In California, the Institution for Women is the only women's prison in the state to have had any suicides in the last five years, and another 20 of the prison's 2,000 inmates have attempted suicide during the last year and a half.

It is a shocking turnaround at a facility that last year was cited as a rare example of California providing proper mental health treatment for inmates. All four women who died were receiving mental health treatment in the days before their deaths.

The prison's psychiatric program was promoted as a positive example in May 2014 by Matthew Lopes, a federal court-appointed overseer who monitors mental health treatment for inmates. Of six inpatient programs for mentally ill inmates statewide, he found that only the one at the women's institution was providing proper care.

But this January, court-appointed suicide expert Lindsay Hayes labeled the prison "a problematic institution that exhibited numerous poor practices in the area of suicide prevention." They included inadequate suicide risk evaluations and treatment and not checking on inmates as often as required by department regulations.

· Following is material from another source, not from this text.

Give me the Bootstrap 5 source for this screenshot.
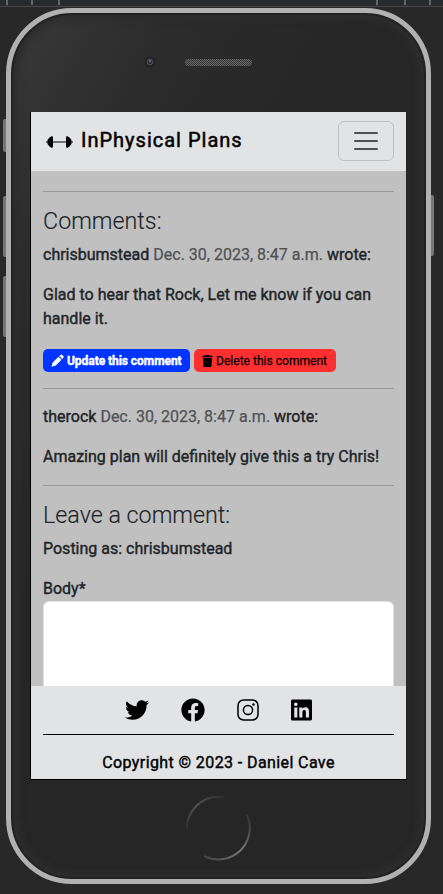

That was before Gui Fei Zhang, 73, killed herself a day after being released from suicide watch in February, according to the advocacy group California Coalition for Women Prisoners. Stephanie Feliz, 34, hanged herself less than a month later after several previous attempts and after seeking emergency mental health care the same day she died, the group said, citing letters from her fellow inmates.

"(We) have women dropping like flies, and not one person has been questioned as to why we believe they are killing themselves," inmate April Harris, who has been in prison since 1998, wrote to the coalition after Feliz's death. "I have never seen anything like this. Ever."

Before the recent surge, there were three suicides at the institution in 14 years.

Cirese LaBerge, who was incarcerated with Feliz for more than a decade, told The Associated Press her friend "was a young, pretty blonde and full of life" who grew despondent in the months before her death.

"I could see her downward spiraling and asking for help, and didn't receive it," said LaBerge, who was paroled from the prison in March. "It just seems like they're housing the mentally ill and not getting them the help they need."

California prisons have long had a suicide problem, but not among female inmates.

Suicide is predominantly a male phenomenon in prison as in society at large, yet women at the Southern California prison have been killing themselves at "an astronomical rate," said Jane Kahn, an attorney who has fought to improve prison suicide prevention efforts.

By comparison, there were no suicides in any of California's three women's prisons during a similar 18-month period in 2011-12.

The California Department of Corrections and Rehabilitation studied each suicide once it realized there was "a cluster, a spike" at the women's prison, said spokeswoman Dana Simas.

"They could not identify one single underlying issue that indicated that CDCR had any deficiencies in mental health treatment, in lapses in supervision," she said. "There were so many variables in each individual's case that it didn't point to anything specific that CDCR was doing wrong."

However, the department increased mental health training for prison employees, with extra supervision for some who had "performance issues," she said.

The prison system's inspector general recently began sending inspectors to the women's prison day or night whenever there is a suicide or attempted suicide, the only one of the state's 34 prisons with that level of scrutiny. The decision was made so "our set of eyes can try to pinpoint what's going on ... since it seems to be spiking there," spokesman Shaun Spillane said.